Pour la seconde fois, lundi matin, la "Nuit debout" a été évacuée de la place de la République par la police. Pour autant, les manifestants comptent bien encore s’y retrouver pour une douzième nuit. Après avoir déposé une nouvelle déclaration de manifestation, ils devraient de nouveau occuper les lieux lundi soir.
Évacuation. L’initiative, qui échappe aux schémas traditionnels de contestation, continue de fasciner un certain nombre de politiques de gauche qui se sont faufilés en nombre la semaine dernière au milieu des tentes et des stands. Lundi, les soutiens étaient encore nombreux à gauche. "Ça rassemble des gens qui ont envie de discuter et de prendre du temps pour discuter librement, donc on voit mal pourquoi cette évacuation a été décidée", a déploré Pierre Laurent, le patron des communistes, sur LCI. "Je souhaite que ces débats pacifiques puissent continuer ce soir", réclame Aurélie Filippetti au micro de RTL. Pour l’ex-ministre de la Culture, "Nuit debout" fait désormais "partie du débat démocratique."
Prudence au gouvernement. Mais pour le reste de la gauche, et en particulier l'exécutif, l'intérêt bienveillant des premiers jours semble avoir laissé place à une certaine prudence après les incidents du week-end, mais aussi devant ce qui reste comme un objet politique non identifié. "Il y a cette nouvelle mobilisation démocratique, il faut y être attentif", a estimé la ministre du Travail Myriam El-Khomri sur Europe 1, qui rappelle que "la liberté de manifester n'est pas la liberté de casser ou d'agresser". C’est l’opposition à sa loi qui a été le vecteur de la mobilisation le 31 mars dernier. Depuis, le mouvement revendique un champ de protestation bien plus large.

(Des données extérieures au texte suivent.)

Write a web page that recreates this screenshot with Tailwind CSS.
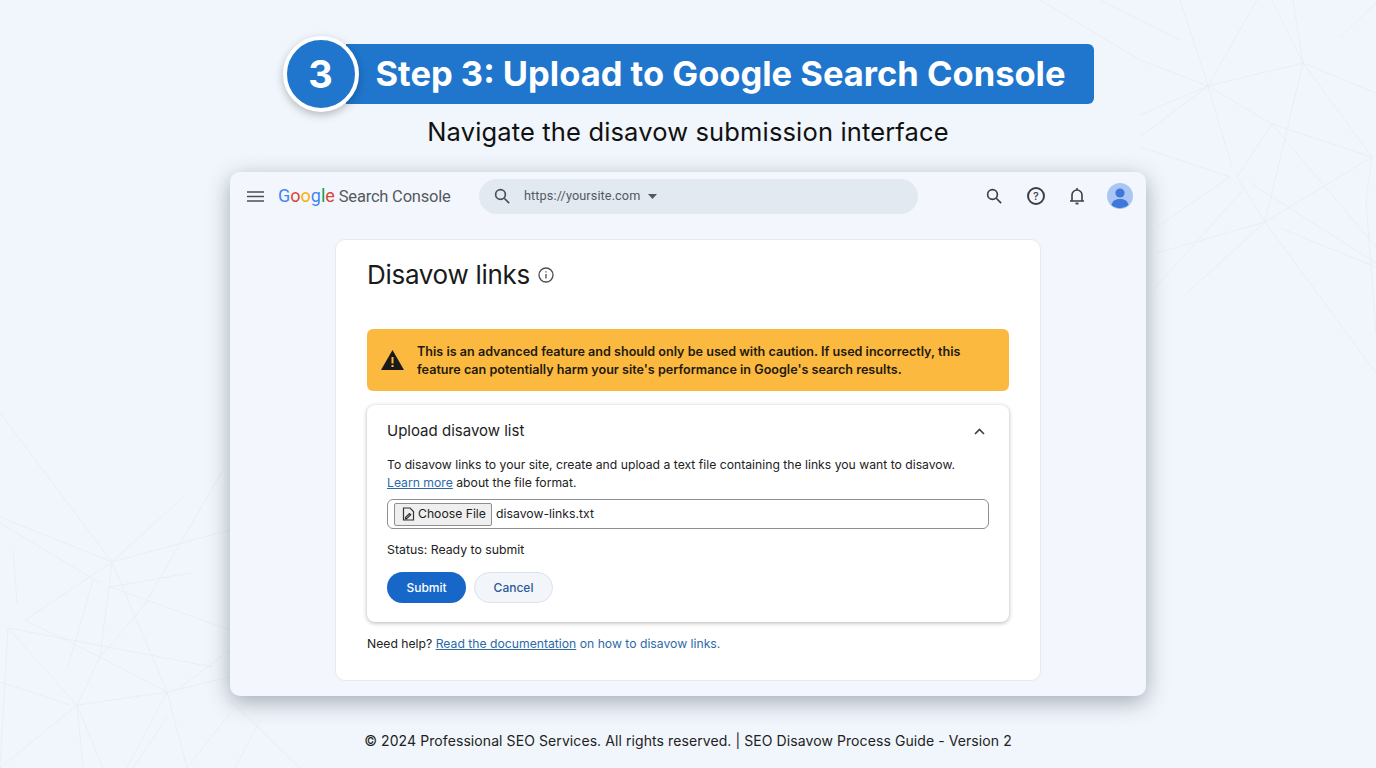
<!DOCTYPE html>
<html lang="en">
<head>
<meta charset="UTF-8">
<title>Step 3: Upload to Google Search Console</title>
<script src="https://cdn.jsdelivr.net/npm/@tailwindcss/browser@4"></script>
</head>
<body class="relative w-[1376px] h-[768px] overflow-hidden bg-[#f1f6fc] font-['Inter',sans-serif] text-[#111]">

<!-- background network lines -->
<svg class="absolute inset-0" width="1376" height="768" fill="none" stroke="#e6ebf0" stroke-width="0.7">
  <path d="M1180 0L1208 86L1232 167M1140 60L1208 86L1303 63L1376 93M1208 86L1257 0M1140 115L1208 86L1140 137M1208 86L1272 124L1372 157M1272 0L1303 63L1372 157M1293 0L1303 63L1265 222M1272 124L1237 177L1265 222L1376 373M1140 147L1230 177L1157 227M1272 124L1376 247M1265 222L1372 157M1157 253L1265 222L1187 293M1153 290L1243 190M1250 183L1376 263M1280 228L1376 267M1372 157L1366 200L1376 333M1340 37L1376 3M1100 0L1180 40M1040 0L1140 60"/>
  <path d="M0 413L112 562L0 517M112 562L230 530M112 562L183 497M112 562L25 620M112 562L100 657M112 562L167 692M0 523L100 583M110 587L230 630M110 587L190 573M8 628L77 705M8 628L213 667M8 628L0 768M13 550L17 603M77 705L100 657L143 607L223 470M77 705L167 692L230 677M77 705L0 768M77 705L83 768M77 705L103 768M0 682L70 705M100 657L167 692M167 692L127 768M167 692L187 768M25 620L100 657M167 717L133 768M230 713L187 768M67 670L93 580M177 690L230 650M230 700L300 768M260 720L235 768"/>
</svg>

<div class="relative flex flex-col items-center">
  <!-- step heading -->
  <div class="flex items-center h-[76px] mt-[36px] w-[811px]">
    <div class="relative z-10 flex items-center justify-center w-[76px] h-[76px] rounded-full bg-[#1f76cc] border-[4px] border-white shadow-[0_3px_8px_rgba(0,0,0,0.25)] text-white text-[38px] font-bold">3</div>
    <div class="flex items-center h-[60px] w-[748px] -ml-[13px] pl-[30px] bg-[#1f76cc] rounded-r-[6px] text-white text-[34.5px] font-bold whitespace-nowrap">Step 3: Upload to Google Search Console</div>
  </div>
  <p class="mt-[1px] text-[25.500px] leading-[38px] tracking-[0.15px]">Navigate the disavow submission interface</p>

  <!-- console window -->
  <div class="mt-[21px] w-[916px] h-[524px] rounded-[10px] bg-[#f3f7fd] shadow-[0_6px_22px_rgba(40,50,65,0.38)]">
    <div class="flex items-center h-[48px] pl-[17px] pr-[13px]">
      <svg width="17" height="13" viewBox="0 0 17 13" stroke="#4a4f55" stroke-width="1.600"><path d="M0 2H17M0 6.500H17M0 11H17"/></svg>
      <div class="ml-[14px] w-[174px] text-[16.500px] tracking-[-0.2px] text-[#55595e] font-['Roboto',sans-serif] whitespace-nowrap"><span class="text-[18px] tracking-[0px]"><span class="text-[#4285f4]">G</span><span class="text-[#db4437]">o</span><span class="text-[#f4b400]">o</span><span class="text-[#4285f4]">g</span><span class="text-[#0f9d58]">l</span><span class="text-[#db4437]">e</span></span> Search Console</div>
      <div class="flex items-center ml-[27px] w-[439px] h-[35px] rounded-full bg-[#e2e9f1] pl-[14px]">
        <svg width="18" height="18" viewBox="0 0 24 24" fill="none" stroke="#4a4f55" stroke-width="2.200"><circle cx="10" cy="10" r="6.500"/><path d="M15 15l6.500 6.500"/></svg>
        <span class="ml-[13px] text-[12.700px] text-[#55595e] font-['Roboto',sans-serif] tracking-[0.1px]">https://yoursite.com</span>
        <svg class="ml-[8px]" width="9" height="5" viewBox="0 0 9 5" fill="#55595e"><path d="M0 0H9L4.500 5Z"/></svg>
      </div>
      <svg class="ml-[67px]" width="18" height="18" viewBox="0 0 24 24" fill="none" stroke="#3c4043" stroke-width="2.200"><circle cx="10" cy="10" r="6.500"/><path d="M15 15l6.500 6.500"/></svg>
      <div class="ml-[24px] flex items-center justify-center w-[18px] h-[18px] rounded-full border-[2px] border-[#3c4043] text-[11px] font-medium text-[#3c4043]">?</div>
      <svg class="ml-[24px]" width="16" height="18" viewBox="0 0 16 18" fill="none" stroke="#3c4043" stroke-width="1.600"><path d="M1 14h14M3 14V8a5 5 0 0 1 10 0v6M8 1v2"/><path d="M6.500 16.500h3" stroke-width="1.800"/></svg>
      <svg class="ml-[22px]" width="26" height="26" viewBox="0 0 26 26"><circle cx="13" cy="13" r="13" fill="#a9c7f2"/><circle cx="13" cy="10" r="4.600" fill="#3f78d8"/><path d="M4.500 22c1-4.500 4.500-6 8.500-6s7.500 1.500 8.500 6a13 13 0 0 1-17 0Z" fill="#3f78d8"/></svg>
    </div>

    <!-- disavow card -->
    <div class="mt-[19px] ml-[105px] w-[706px] h-[442px] rounded-[10px] bg-white border border-[#e6e9ee] px-[31px] pt-[18px]">
      <div class="flex items-center h-[34px]">
        <h1 class="text-[26px] leading-[34px] tracking-[-0.3px] text-[#1a1a1a]">Disavow links</h1>
        <svg class="ml-[8px]" width="16" height="16" viewBox="0 0 16 16" fill="none" stroke="#4a4f55" stroke-width="1.300"><circle cx="8" cy="8" r="7"/><path d="M8 7v4.500M8 4.200v1.300"/></svg>
      </div>

      <div class="flex items-center mt-[37px] w-[642px] h-[62px] rounded-[6px] bg-[#fbb93f] pl-[14px]">
        <svg width="23" height="20" viewBox="0 0 23 20"><path d="M11.500 0L23 20H0Z" fill="#1a1a1a"/><path d="M10.500 7h2v6.500h-2zM10.500 15h2v2h-2z" fill="#fbb93f"/></svg>
        <p class="ml-[13px] pt-[1px] text-[12.600px] leading-[18px] font-semibold text-[#1f1a10]">This is an advanced feature and should only be used with caution. If used incorrectly, this<br>feature can potentially harm your site's performance in Google's search results.</p>
      </div>

      <div class="mt-[14px] w-[642px] h-[217px] rounded-[8px] bg-white shadow-[0_1px_4px_rgba(0,0,0,0.3)] px-[20px] pt-[15px]">
        <div class="flex items-center justify-between h-[22px]">
          <h2 class="text-[15px] text-[#222]">Upload disavow list</h2>
          <svg class="mr-[4px]" width="11" height="7" viewBox="0 0 11 7" fill="none" stroke="#3c4043" stroke-width="1.600"><path d="M1 6l4.500-4.500L10 6"/></svg>
        </div>
        <p class="mt-[14px] text-[12.200px] leading-[18px] text-[#222]">To disavow links to your site, create and upload a text file containing the links you want to disavow.<br><a class="text-[#2b6aa8] underline">Learn more</a> about the file format.</p>
        <div class="flex items-center mt-[7px] w-[602px] h-[30px] rounded-[6px] border border-[#8d8f93] pl-[6px]">
          <div class="flex items-center h-[23px] w-[98px] rounded-[2px] border border-[#8f8f8f] bg-[#efefef] pl-[7px] text-[12.200px] text-[#222]">
            <svg width="13" height="14" viewBox="0 0 13 14" fill="none" stroke="#333" stroke-width="1.200"><path d="M1.500 1h6.500l3.500 3.500V13h-10ZM3.500 10.500l4-4 1.200 1.200-4 4h-1.200Z"/></svg>
            <span class="ml-[3px]">Choose File</span>
          </div>
          <span class="ml-[4px] text-[12.250px] text-[#222]">disavow-links.txt</span>
        </div>
        <p class="mt-[12px] text-[12.300px] leading-[18px] text-[#222]">Status: Ready to submit</p>
        <div class="flex items-center mt-[13px]">
          <div class="flex items-center justify-center w-[79px] h-[31px] rounded-full bg-[#1667c8] text-white text-[12px] font-medium">Submit</div>
          <div class="flex items-center justify-center ml-[8px] w-[79px] h-[31px] rounded-full bg-[#f2f6fb] border border-[#dde2e8] text-[#2b5a94] text-[12px] font-medium">Cancel</div>
        </div>
      </div>

      <p class="mt-[13px] text-[12.200px] leading-[18px] text-[#222]">Need help? <a class="text-[#2b6aa8] underline">Read the documentation</a> <span class="text-[#2b6aa8]">on how to disavow links.</span></p>
    </div>
  </div>

  <p class="mt-[35px] text-[14px] leading-[20px] text-[#222] tracking-[0.085px]">© 2024 Professional SEO Services. All rights reserved. | SEO Disavow Process Guide - Version 2</p>
</div>
</body>
</html>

Pour Ségolène Royal, interrogée sur RTL, "il ne faut pas tout mélanger : il y a une partie des jeunes qui viennent pour casser, il y a une partie de jeunes bienveillants qui viennent là pour partager." "Il y avait au début des vrais manifestants qui défendaient un certain nombre de principes […] aujourd’hui nous sommes passés à un autre stade. Les manifestants sont totalement débordés par des groupes qui sont connus et reconnus", a affirmé pour Itélé Pierre Aidenbaum, maire PS du IIIe arrondissement.
Séparer le bon grain de l’ivraie donc, et s’assurer que les casseurs ne mettent pas la main sur une démarche citoyenne et pacifiste. Une position également défendue par Jean-Christophe Cambadélis. "Il faut le tolérer mais l'encadrer", juge le premier secrétaire du PS sur France Info. La semaine dernière, il avait rendu visite incognito aux manifestants, voyant dans leur démarche "le printemps de la repolitisation". Lundi, le député de Paris estime que "depuis quelques jours la violence s'est invitée". Il proposer que des "CRS debout" soient mobilisés "pour faire en sorte que les violences ne viennent pas perturber ceux qui veulent discuter". Une mesure qui paraît pourtant difficile à appliquer à l’heure où l’essentiel des forces de l’ordre est encore mobilisé par l’état d’urgence.
Et l’état d’urgence ? Pour la droite, dénonçant largement les violences qui ont émaillé le cortège de samedi contre la loi Travail, l'occupation de la place de la République est incompatible avec l’état d’urgence. Choqué, François Fillon a dénoncé "le spectacle des policiers insultés par les manifestants alors qu’il y a deux mois la France communiait avec sa police", lors du Grand Rendez-vous Europe 1, Le Monde, i-Télé. "Nuit debout va totalement à l'encontre de l'état d'urgence", a également martelé Christian Estrosi, président de la région PACA, au micro de Sud Radio. "Il faut faire respecter la loi d'autant plus dans un état d'urgence. Chacun mérite le respect mais pas de dictature de la minorité", a déclaré Bruno Le Maire sur France Inter. Pour le candidat à la primaire LR, "Nuit debout" ne doit pas être "la seule incarnation de la jeunesse française".